#### Data provided:
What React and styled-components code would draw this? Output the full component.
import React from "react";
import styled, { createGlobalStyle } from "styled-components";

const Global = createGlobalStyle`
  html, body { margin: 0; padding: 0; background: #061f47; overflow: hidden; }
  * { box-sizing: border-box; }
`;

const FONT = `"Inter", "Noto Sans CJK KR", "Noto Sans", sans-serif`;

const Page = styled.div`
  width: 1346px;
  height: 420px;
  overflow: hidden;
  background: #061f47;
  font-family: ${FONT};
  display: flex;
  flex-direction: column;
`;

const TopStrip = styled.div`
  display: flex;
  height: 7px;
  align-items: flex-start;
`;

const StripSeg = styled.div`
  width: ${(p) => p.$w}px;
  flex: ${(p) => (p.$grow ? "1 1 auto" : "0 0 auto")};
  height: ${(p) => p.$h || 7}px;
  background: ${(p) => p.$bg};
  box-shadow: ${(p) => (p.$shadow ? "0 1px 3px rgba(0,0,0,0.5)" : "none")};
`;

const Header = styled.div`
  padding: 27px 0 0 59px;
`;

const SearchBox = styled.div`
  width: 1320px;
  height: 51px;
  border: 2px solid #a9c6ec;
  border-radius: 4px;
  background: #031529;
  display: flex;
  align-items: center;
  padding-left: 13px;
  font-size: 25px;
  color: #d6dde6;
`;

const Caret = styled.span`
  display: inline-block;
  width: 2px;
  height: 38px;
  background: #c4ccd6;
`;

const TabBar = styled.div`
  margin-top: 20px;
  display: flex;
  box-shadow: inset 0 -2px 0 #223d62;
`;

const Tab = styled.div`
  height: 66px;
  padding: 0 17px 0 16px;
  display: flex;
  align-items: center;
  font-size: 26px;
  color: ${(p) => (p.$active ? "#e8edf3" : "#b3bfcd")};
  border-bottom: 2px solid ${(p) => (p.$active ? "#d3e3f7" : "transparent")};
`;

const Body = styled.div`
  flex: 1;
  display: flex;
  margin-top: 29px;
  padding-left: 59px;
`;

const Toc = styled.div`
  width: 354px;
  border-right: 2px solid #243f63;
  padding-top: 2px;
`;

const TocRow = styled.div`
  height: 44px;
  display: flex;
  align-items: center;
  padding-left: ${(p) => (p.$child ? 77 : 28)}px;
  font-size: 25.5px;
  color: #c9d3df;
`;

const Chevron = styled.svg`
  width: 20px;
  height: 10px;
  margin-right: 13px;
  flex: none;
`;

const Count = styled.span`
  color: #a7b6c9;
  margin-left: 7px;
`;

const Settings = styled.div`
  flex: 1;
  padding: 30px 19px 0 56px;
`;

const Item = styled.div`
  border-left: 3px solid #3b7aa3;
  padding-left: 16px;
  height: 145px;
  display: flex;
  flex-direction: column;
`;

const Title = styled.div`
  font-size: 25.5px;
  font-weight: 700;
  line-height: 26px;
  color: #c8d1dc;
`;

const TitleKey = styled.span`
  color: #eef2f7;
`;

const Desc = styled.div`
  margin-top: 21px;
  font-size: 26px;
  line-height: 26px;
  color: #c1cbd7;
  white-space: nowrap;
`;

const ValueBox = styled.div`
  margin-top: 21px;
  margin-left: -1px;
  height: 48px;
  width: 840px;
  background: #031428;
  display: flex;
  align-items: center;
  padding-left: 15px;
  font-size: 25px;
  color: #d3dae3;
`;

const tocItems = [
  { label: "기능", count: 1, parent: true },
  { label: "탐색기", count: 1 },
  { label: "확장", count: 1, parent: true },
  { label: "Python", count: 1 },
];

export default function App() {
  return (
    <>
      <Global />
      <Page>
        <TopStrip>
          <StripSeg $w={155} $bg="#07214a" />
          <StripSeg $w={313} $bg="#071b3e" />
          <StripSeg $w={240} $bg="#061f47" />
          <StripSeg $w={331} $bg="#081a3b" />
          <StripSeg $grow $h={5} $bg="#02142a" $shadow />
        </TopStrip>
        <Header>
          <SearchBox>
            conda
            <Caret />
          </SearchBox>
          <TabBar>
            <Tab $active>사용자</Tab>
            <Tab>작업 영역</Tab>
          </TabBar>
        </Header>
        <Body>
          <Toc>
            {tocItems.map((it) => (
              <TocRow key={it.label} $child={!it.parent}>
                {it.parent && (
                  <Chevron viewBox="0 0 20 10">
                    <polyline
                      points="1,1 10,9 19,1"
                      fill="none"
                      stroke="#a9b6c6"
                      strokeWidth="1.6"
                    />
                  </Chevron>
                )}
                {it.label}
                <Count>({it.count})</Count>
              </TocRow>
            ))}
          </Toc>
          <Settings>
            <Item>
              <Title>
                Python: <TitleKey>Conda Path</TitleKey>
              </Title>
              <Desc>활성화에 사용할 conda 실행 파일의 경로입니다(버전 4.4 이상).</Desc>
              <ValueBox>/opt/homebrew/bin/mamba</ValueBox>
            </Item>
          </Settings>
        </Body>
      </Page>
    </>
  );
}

#### What the task asks:
Copy every line of the listing that contains the word "React".

#### Solution:
What React and styled-components code would draw this? Output the full component.
import React from "react";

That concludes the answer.